Work to do: Show each line of the data below that has the string "this" in it.

##### Available data #####

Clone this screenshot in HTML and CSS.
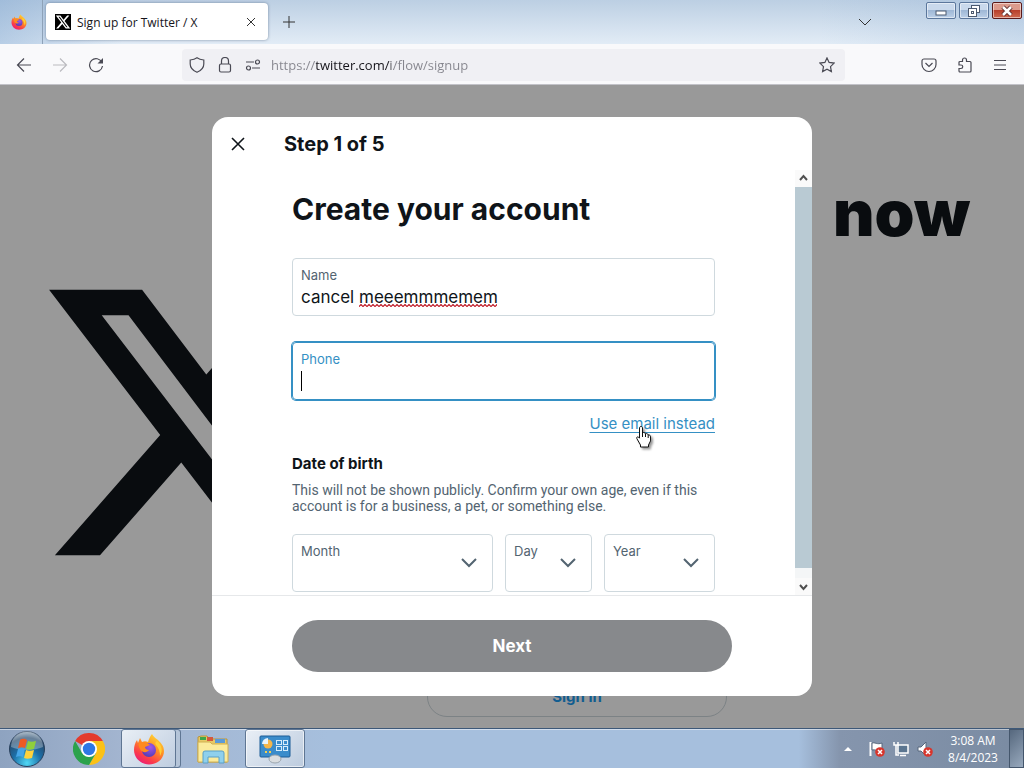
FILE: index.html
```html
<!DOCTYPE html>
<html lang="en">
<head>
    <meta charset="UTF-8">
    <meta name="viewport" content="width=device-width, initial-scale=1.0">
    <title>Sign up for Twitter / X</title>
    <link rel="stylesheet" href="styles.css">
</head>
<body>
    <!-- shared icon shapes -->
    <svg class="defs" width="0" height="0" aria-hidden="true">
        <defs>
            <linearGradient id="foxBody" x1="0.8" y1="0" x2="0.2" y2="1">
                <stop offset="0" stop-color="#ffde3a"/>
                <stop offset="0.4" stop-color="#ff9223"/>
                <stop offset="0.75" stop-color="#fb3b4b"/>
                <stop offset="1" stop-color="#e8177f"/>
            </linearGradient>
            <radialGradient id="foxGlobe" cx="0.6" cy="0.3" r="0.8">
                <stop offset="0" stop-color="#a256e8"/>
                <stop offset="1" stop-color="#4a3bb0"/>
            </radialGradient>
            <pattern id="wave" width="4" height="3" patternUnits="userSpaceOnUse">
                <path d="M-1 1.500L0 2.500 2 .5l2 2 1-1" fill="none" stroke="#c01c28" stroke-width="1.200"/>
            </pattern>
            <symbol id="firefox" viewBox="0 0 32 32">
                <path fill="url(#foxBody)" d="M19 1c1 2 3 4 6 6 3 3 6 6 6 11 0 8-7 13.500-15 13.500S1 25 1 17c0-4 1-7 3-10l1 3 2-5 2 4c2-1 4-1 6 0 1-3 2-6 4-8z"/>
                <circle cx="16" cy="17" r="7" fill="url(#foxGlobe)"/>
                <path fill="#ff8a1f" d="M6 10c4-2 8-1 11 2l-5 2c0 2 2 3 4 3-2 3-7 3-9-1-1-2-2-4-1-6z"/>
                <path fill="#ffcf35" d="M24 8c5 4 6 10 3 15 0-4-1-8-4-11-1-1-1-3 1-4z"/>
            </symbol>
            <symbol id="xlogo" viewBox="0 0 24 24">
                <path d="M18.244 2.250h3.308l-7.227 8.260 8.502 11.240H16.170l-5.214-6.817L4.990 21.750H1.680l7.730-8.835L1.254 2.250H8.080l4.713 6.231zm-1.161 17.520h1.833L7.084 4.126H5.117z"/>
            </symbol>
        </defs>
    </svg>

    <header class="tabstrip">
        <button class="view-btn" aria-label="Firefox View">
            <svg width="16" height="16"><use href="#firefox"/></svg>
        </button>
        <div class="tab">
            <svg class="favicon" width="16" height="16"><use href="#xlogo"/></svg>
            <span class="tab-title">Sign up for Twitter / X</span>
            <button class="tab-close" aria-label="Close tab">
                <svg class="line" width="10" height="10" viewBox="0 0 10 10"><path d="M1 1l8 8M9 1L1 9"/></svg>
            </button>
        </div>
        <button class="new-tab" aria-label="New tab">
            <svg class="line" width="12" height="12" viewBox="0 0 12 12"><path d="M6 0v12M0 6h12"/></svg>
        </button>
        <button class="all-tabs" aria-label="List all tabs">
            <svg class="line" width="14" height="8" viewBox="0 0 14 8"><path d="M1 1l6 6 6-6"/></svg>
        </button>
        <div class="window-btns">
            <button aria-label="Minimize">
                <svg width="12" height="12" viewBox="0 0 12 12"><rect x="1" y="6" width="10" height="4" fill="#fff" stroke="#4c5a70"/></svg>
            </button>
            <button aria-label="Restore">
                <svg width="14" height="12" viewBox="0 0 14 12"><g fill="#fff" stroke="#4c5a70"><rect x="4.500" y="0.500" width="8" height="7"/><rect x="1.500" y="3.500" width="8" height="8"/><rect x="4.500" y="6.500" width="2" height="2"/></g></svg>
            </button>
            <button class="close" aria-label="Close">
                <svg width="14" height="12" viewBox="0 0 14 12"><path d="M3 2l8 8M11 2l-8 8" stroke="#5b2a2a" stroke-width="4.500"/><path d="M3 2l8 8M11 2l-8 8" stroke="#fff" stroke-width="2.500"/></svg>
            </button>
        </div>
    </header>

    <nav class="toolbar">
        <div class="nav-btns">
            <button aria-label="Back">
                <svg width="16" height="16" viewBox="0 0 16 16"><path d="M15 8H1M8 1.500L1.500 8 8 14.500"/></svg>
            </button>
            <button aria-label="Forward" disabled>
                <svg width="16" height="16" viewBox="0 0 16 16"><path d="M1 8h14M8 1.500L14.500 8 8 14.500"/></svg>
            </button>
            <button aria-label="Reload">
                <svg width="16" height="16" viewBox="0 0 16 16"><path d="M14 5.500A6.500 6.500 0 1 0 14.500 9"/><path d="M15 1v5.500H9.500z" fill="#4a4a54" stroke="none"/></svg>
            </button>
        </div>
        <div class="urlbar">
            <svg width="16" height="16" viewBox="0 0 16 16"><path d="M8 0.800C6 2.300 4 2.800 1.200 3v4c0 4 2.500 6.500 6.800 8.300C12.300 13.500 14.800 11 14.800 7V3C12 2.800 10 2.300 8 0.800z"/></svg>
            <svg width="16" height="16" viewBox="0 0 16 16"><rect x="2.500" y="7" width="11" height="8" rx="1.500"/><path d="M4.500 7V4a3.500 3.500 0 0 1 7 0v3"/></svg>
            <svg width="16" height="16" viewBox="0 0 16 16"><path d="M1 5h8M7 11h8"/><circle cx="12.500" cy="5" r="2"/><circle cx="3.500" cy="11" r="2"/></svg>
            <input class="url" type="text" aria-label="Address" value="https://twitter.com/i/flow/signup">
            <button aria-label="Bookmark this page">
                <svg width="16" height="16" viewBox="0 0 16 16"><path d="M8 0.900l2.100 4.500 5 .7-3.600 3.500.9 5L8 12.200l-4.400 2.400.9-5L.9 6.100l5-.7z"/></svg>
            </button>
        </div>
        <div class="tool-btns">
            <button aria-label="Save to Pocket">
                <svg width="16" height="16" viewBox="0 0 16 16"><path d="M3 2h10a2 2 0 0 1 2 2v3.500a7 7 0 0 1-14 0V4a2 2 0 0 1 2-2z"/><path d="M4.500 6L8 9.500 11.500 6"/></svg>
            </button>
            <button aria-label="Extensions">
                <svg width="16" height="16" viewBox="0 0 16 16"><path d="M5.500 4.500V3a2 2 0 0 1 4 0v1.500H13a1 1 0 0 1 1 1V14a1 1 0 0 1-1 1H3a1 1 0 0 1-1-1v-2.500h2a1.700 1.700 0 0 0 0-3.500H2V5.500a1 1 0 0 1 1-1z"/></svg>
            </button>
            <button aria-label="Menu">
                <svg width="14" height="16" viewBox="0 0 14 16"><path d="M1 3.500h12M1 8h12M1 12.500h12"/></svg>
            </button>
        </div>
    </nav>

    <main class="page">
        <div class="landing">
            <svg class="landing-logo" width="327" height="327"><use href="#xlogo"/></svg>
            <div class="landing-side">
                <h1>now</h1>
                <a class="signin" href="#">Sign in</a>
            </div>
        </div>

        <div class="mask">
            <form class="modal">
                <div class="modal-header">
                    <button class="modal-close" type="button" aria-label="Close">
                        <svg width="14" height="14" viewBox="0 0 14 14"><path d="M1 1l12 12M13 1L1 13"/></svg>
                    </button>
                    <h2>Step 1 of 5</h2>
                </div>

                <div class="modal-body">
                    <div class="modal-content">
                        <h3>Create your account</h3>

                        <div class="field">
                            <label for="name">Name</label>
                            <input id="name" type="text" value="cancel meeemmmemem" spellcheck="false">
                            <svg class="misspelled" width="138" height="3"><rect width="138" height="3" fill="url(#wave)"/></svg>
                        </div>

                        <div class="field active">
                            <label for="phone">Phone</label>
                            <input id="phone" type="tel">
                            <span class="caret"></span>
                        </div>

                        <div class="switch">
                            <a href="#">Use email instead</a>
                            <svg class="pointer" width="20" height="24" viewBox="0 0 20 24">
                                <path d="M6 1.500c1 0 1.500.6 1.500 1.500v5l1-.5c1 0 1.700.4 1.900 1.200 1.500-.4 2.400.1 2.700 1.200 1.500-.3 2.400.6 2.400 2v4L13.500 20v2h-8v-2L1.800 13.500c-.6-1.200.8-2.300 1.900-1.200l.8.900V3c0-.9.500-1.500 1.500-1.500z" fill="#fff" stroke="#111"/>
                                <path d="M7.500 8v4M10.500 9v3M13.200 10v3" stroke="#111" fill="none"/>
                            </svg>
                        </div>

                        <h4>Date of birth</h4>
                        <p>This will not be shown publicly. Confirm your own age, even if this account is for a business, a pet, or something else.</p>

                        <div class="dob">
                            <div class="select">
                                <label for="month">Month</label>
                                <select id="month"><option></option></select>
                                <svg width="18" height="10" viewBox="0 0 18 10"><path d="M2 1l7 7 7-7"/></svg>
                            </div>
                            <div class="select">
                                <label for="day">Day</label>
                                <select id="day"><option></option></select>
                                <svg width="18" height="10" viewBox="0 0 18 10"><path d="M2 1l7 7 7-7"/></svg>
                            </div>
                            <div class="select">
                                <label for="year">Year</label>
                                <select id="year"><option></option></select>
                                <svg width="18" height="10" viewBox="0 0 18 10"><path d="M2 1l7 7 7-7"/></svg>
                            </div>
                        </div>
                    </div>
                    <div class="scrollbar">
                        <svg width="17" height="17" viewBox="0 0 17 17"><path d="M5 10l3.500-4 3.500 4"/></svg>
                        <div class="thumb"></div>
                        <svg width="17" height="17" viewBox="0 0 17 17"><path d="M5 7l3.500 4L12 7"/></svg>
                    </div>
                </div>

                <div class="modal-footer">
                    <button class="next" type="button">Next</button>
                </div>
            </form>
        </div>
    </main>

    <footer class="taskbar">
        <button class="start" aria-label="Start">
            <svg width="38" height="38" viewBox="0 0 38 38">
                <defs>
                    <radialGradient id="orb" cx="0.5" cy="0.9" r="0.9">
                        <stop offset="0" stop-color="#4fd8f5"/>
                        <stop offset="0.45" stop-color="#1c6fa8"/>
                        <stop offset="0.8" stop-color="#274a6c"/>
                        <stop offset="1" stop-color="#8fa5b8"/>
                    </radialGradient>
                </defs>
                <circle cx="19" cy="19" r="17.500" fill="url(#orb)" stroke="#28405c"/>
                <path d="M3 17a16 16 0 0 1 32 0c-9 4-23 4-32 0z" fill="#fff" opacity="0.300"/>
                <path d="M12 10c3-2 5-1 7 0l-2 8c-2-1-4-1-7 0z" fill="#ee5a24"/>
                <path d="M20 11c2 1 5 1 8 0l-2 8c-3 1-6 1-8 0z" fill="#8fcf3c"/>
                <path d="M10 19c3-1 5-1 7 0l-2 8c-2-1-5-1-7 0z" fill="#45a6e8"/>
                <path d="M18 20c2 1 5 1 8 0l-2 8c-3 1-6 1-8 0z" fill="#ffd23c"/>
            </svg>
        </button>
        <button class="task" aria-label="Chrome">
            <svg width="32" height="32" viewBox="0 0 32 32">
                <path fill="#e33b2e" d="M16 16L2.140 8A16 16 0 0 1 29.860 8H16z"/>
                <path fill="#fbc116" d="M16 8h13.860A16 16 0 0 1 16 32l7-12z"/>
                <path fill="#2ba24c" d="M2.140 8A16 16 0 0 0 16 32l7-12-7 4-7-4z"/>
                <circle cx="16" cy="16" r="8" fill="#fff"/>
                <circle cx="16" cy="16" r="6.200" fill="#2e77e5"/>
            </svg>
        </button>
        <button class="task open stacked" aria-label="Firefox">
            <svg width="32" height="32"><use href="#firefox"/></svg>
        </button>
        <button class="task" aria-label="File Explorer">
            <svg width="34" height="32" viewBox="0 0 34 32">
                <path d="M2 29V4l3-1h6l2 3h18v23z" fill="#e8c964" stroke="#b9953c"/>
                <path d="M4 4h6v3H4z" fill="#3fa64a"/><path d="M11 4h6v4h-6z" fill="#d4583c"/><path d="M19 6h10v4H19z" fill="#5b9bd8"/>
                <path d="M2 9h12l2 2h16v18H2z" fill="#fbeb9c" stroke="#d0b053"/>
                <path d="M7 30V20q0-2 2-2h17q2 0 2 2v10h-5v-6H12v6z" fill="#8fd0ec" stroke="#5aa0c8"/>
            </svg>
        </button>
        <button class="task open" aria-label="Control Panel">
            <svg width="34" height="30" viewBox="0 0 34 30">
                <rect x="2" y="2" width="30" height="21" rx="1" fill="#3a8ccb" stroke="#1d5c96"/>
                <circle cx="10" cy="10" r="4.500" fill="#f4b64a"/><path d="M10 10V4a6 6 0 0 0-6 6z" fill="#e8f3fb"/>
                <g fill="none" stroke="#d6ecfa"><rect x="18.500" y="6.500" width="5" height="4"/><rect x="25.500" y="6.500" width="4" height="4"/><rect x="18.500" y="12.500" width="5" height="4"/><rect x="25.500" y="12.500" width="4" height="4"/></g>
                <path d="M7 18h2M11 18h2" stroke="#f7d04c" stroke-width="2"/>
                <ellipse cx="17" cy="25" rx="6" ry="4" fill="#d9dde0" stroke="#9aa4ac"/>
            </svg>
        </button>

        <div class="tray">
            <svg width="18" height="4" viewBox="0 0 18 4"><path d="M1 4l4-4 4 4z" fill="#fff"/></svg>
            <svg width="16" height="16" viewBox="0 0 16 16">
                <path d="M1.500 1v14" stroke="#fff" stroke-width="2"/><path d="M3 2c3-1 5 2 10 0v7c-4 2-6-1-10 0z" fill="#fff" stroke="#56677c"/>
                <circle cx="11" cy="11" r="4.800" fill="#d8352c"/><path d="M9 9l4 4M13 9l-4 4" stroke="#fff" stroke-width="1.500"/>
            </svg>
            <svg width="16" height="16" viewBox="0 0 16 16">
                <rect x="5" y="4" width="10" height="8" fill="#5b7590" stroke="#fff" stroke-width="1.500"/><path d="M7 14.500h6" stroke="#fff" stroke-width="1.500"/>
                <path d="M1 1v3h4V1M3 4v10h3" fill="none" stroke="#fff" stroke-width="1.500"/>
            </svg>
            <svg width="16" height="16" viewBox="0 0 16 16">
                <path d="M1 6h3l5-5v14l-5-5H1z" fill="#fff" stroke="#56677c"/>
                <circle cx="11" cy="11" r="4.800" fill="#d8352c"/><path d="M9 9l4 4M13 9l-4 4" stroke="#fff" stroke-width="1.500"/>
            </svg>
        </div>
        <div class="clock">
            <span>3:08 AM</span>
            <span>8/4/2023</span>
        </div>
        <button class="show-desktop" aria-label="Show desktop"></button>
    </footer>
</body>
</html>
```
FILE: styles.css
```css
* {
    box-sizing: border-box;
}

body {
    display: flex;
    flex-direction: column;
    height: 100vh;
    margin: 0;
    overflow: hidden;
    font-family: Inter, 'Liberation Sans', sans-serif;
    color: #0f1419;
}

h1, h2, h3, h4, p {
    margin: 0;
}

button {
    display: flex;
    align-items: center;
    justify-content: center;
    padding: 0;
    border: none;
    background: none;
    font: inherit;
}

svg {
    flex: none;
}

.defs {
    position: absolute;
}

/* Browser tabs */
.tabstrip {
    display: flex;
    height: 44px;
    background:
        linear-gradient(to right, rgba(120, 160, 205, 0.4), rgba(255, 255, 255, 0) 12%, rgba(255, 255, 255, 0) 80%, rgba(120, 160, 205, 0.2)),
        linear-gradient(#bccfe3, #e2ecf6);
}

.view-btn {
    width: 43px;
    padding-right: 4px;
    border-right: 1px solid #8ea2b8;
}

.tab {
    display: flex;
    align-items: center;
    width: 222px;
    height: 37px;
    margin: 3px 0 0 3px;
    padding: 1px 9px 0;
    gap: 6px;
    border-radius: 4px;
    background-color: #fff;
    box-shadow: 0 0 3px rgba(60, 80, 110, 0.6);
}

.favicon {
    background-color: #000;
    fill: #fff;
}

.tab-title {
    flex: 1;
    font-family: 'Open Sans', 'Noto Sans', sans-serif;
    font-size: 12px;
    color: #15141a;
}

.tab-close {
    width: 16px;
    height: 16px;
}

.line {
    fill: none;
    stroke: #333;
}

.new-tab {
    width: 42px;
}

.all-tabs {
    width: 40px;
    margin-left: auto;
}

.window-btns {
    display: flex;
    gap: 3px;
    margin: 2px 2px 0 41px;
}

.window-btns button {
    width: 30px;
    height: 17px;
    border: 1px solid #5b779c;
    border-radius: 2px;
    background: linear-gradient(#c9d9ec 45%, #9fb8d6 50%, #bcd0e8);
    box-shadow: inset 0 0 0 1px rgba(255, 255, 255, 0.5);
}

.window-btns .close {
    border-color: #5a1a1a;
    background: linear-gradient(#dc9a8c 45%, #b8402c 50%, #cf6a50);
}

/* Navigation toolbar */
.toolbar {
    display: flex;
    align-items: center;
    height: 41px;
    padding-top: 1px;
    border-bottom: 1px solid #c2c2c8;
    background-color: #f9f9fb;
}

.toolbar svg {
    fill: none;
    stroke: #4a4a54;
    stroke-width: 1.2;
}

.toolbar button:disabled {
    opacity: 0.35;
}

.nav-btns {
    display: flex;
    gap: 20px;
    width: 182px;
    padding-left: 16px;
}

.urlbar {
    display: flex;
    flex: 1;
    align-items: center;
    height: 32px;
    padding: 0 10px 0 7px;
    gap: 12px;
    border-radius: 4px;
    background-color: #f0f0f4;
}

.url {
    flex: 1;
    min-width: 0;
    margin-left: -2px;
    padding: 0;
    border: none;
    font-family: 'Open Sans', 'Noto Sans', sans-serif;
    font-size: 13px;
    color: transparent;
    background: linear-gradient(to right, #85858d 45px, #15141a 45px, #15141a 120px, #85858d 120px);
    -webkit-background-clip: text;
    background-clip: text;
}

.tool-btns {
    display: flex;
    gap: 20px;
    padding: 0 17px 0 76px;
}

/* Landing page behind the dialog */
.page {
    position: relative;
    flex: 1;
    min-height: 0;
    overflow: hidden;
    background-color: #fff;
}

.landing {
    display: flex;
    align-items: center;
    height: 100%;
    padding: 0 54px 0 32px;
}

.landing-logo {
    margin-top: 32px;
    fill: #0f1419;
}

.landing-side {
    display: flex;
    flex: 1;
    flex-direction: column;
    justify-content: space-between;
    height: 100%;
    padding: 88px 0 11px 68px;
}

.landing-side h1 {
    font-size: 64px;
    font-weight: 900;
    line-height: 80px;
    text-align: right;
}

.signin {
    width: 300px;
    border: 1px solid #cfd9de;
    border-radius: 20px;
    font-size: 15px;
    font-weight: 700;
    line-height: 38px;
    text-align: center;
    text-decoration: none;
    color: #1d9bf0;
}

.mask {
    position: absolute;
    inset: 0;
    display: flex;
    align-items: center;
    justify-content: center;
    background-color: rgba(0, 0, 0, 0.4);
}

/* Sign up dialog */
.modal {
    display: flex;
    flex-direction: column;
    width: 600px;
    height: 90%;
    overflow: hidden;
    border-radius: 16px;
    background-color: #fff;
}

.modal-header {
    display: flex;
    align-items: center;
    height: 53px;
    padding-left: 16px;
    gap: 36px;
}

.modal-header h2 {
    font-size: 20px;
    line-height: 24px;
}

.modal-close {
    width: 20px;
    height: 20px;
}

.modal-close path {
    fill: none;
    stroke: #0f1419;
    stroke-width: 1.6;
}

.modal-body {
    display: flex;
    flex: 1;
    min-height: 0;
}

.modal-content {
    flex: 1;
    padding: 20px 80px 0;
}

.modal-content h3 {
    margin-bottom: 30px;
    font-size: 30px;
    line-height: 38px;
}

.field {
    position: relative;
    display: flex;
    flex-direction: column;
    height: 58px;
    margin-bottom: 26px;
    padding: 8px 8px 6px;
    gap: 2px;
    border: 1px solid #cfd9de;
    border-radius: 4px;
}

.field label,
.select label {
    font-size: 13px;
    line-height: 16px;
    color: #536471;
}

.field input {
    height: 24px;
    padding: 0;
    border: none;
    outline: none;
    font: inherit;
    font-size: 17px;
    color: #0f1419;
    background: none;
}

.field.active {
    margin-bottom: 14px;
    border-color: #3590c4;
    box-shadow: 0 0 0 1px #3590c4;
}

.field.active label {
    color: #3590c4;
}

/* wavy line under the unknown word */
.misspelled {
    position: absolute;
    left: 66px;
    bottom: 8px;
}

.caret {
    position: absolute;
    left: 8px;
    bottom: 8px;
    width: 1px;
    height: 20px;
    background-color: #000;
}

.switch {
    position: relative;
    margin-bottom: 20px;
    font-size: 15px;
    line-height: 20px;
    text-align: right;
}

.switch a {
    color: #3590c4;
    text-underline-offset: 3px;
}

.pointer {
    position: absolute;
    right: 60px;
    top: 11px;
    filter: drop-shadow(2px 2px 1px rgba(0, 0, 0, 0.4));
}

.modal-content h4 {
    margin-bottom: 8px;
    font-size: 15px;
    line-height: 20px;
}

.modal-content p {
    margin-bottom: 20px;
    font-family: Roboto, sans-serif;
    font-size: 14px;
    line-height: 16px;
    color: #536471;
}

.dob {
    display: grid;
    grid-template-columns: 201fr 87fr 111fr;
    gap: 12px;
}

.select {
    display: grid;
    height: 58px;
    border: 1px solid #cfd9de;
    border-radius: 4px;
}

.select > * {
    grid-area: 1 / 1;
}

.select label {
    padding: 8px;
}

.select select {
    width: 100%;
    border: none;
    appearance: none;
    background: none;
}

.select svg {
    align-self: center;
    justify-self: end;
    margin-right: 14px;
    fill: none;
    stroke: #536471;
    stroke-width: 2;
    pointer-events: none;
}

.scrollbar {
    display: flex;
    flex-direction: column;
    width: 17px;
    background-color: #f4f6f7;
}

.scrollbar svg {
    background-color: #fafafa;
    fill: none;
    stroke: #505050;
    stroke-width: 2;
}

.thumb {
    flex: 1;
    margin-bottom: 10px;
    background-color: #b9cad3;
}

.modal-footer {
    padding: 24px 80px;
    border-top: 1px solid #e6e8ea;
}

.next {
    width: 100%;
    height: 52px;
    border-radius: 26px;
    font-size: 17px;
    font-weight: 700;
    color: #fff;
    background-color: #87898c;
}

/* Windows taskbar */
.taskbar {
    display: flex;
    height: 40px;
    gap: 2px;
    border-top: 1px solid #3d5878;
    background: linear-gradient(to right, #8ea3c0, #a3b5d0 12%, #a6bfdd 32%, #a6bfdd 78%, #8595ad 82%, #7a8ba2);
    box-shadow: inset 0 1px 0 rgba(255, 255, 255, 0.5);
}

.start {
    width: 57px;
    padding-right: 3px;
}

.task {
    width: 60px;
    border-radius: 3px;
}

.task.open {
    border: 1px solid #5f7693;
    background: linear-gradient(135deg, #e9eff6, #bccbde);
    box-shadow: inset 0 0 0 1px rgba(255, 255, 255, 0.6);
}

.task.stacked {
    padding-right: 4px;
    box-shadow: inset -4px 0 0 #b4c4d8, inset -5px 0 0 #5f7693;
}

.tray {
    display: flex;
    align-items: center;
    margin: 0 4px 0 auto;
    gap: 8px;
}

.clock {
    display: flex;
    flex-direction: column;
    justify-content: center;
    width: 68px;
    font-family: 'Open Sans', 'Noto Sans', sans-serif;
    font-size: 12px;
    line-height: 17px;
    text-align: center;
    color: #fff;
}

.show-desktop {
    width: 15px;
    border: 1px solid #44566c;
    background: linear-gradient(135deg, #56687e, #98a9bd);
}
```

#####

Answer to the problem:
Clone this screenshot in HTML and CSS.
            <button aria-label="Bookmark this page">
                        <p>This will not be shown publicly. Confirm your own age, even if this account is for a business, a pet, or something else.</p>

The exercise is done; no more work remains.